> _DIRECTIONS FOR THIS TASK_:
Copy the data exactly; pictures stay out of the copy.

> _DATA SEGMENT_:
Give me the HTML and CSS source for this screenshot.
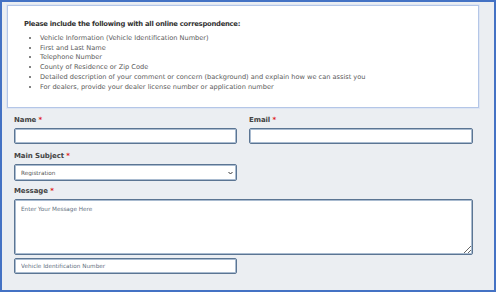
FILE: index.html
```html
<!DOCTYPE html>
<html>
<head>
    <title>Contact Us</title>
    <link rel="stylesheet" href="styles.css">
</head>
<body>
    <div class="frame">
        <div class="notice">
            <h4>Please include the following with all online correspondence:</h4>
            <ul>
                <li>Vehicle Information (Vehicle Identification Number)</li>
                <li>First and Last Name</li>
                <li>Telephone Number</li>
                <li>County of Residence or Zip Code</li>
                <li>Detailed description of your comment or concern (background) and explain how we can assist you</li>
                <li>For dealers, provide your dealer license number or application number</li>
            </ul>
        </div>
        <form class="contact-form">
            <div class="row">
                <div class="field">
                    <label for="name">Name <span class="req">*</span></label>
                    <input type="text" id="name" />
                </div>
                <div class="field">
                    <label for="email">Email <span class="req">*</span></label>
                    <input type="email" id="email" />
                </div>
            </div>
            <div class="row">
                <div class="field">
                    <label for="subject">Main Subject <span class="req">*</span></label>
                    <div class="select-wrap">
                        <select id="subject">
                            <option>Registration</option>
                            <option>Title</option>
                            <option>Dealer Services</option>
                        </select>
                        <svg class="caret" width="5" height="4" viewBox="0 0 5 4"><path d="M0.5 1 L2.5 3 L4.5 1" fill="none" stroke="#333" stroke-width="1"/></svg>
                    </div>
                </div>
            </div>
            <div class="field">
                <label for="message">Message <span class="req">*</span></label>
                <textarea id="message" placeholder="Enter Your Message Here"></textarea>
            </div>
            <div class="row">
                <div class="field">
                    <input type="text" id="vin" placeholder="Vehicle Identification Number" />
                </div>
            </div>
        </form>
    </div>
</body>
</html>
```

FILE: styles.css
```css
body {
    margin: 0;
    font-family: "DejaVu Sans", Verdana, sans-serif;
}
.frame {
    box-sizing: border-box;
    width: 496px;
    height: 292px;
    border: 2px solid #4472c4;
    background-color: #ebeef2;
    padding: 3px 15px 0 5px;
}
.notice {
    background-color: #fff;
    border: 1px solid #b4c6e7;
    box-shadow: 0 0 0 1px #dde5f3;
    height: 103px;
    box-sizing: border-box;
    padding: 14px 16px 0 16px;
}
.notice h4 {
    margin: 0 0 6px 0;
    font-size: 6.8px;
    letter-spacing: -0.25px;
    color: #333;
}
.notice ul {
    margin: 0;
    padding-left: 16px;
    list-style: disc;
}
.notice li {
    font-size: 6.6px;
    color: #5a5a5a;
    line-height: 9.7px;
}
.contact-form {
    padding: 8px 0 0 7px;
}
.row {
    display: grid;
    grid-template-columns: 223px 224px;
    column-gap: 12px;
}
.field {
    display: flex;
    flex-direction: column;
}
label {
    font-size: 7px;
    font-weight: bold;
    letter-spacing: -0.1px;
    color: #444;
    margin-bottom: 4px;
}
.req {
    color: #e02020;
}
input, select, textarea {
    display: block;
    box-sizing: border-box;
    font-family: "DejaVu Sans", Verdana, sans-serif;
    font-size: 5.7px;
    color: #555;
    background-color: #fff;
    border: 1px solid #5b7593;
    border-radius: 2px;
    box-shadow: inset 0 0 0 1px #a9bbd0;
    margin-bottom: 8px;
}
input {
    height: 16px;
    padding: 0 6px;
}
.select-wrap {
    position: relative;
}
select {
    width: 100%;
    height: 17px;
    padding: 0 6px;
    margin-bottom: 6px;
    appearance: none;
    -webkit-appearance: none;
}
.caret {
    position: absolute;
    right: 4px;
    top: 7px;
}
textarea {
    width: 459px;
    height: 56px;
    padding: 6px 6px;
    resize: vertical;
    margin-bottom: 3px;
}
::placeholder {
    color: #5f6f80;
}
```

> _SOLUTION TO THIS EXERCISE_:
Give me the HTML and CSS source for this screenshot.
FILE: index.html
```html
<!DOCTYPE html>
<html>
<head>
    <title>Contact Us</title>
    <link rel="stylesheet" href="styles.css">
</head>
<body>
    <div class="frame">
        <div class="notice">
            <h4>Please include the following with all online correspondence:</h4>
            <ul>
                <li>Vehicle Information (Vehicle Identification Number)</li>
                <li>First and Last Name</li>
                <li>Telephone Number</li>
                <li>County of Residence or Zip Code</li>
                <li>Detailed description of your comment or concern (background) and explain how we can assist you</li>
                <li>For dealers, provide your dealer license number or application number</li>
            </ul>
        </div>
        <form class="contact-form">
            <div class="row">
                <div class="field">
                    <label for="name">Name <span class="req">*</span></label>
                    <input type="text" id="name" />
                </div>
                <div class="field">
                    <label for="email">Email <span class="req">*</span></label>
                    <input type="email" id="email" />
                </div>
            </div>
            <div class="row">
                <div class="field">
                    <label for="subject">Main Subject <span class="req">*</span></label>
                    <div class="select-wrap">
                        <select id="subject">
                            <option>Registration</option>
                            <option>Title</option>
                            <option>Dealer Services</option>
                        </select>
                        <svg class="caret" width="5" height="4" viewBox="0 0 5 4"><path d="M0.5 1 L2.5 3 L4.5 1" fill="none" stroke="#333" stroke-width="1"/></svg>
                    </div>
                </div>
            </div>
            <div class="field">
                <label for="message">Message <span class="req">*</span></label>
                <textarea id="message" placeholder="Enter Your Message Here"></textarea>
            </div>
            <div class="row">
                <div class="field">
                    <input type="text" id="vin" placeholder="Vehicle Identification Number" />
                </div>
            </div>
        </form>
    </div>
</body>
</html>
```

FILE: styles.css
```css
body {
    margin: 0;
    font-family: "DejaVu Sans", Verdana, sans-serif;
}
.frame {
    box-sizing: border-box;
    width: 496px;
    height: 292px;
    border: 2px solid #4472c4;
    background-color: #ebeef2;
    padding: 3px 15px 0 5px;
}
.notice {
    background-color: #fff;
    border: 1px solid #b4c6e7;
    box-shadow: 0 0 0 1px #dde5f3;
    height: 103px;
    box-sizing: border-box;
    padding: 14px 16px 0 16px;
}
.notice h4 {
    margin: 0 0 6px 0;
    font-size: 6.8px;
    letter-spacing: -0.25px;
    color: #333;
}
.notice ul {
    margin: 0;
    padding-left: 16px;
    list-style: disc;
}
.notice li {
    font-size: 6.6px;
    color: #5a5a5a;
    line-height: 9.7px;
}
.contact-form {
    padding: 8px 0 0 7px;
}
.row {
    display: grid;
    grid-template-columns: 223px 224px;
    column-gap: 12px;
}
.field {
    display: flex;
    flex-direction: column;
}
label {
    font-size: 7px;
    font-weight: bold;
    letter-spacing: -0.1px;
    color: #444;
    margin-bottom: 4px;
}
.req {
    color: #e02020;
}
input, select, textarea {
    display: block;
    box-sizing: border-box;
    font-family: "DejaVu Sans", Verdana, sans-serif;
    font-size: 5.7px;
    color: #555;
    background-color: #fff;
    border: 1px solid #5b7593;
    border-radius: 2px;
    box-shadow: inset 0 0 0 1px #a9bbd0;
    margin-bottom: 8px;
}
input {
    height: 16px;
    padding: 0 6px;
}
.select-wrap {
    position: relative;
}
select {
    width: 100%;
    height: 17px;
    padding: 0 6px;
    margin-bottom: 6px;
    appearance: none;
    -webkit-appearance: none;
}
.caret {
    position: absolute;
    right: 4px;
    top: 7px;
}
textarea {
    width: 459px;
    height: 56px;
    padding: 6px 6px;
    resize: vertical;
    margin-bottom: 3px;
}
::placeholder {
    color: #5f6f80;
}
```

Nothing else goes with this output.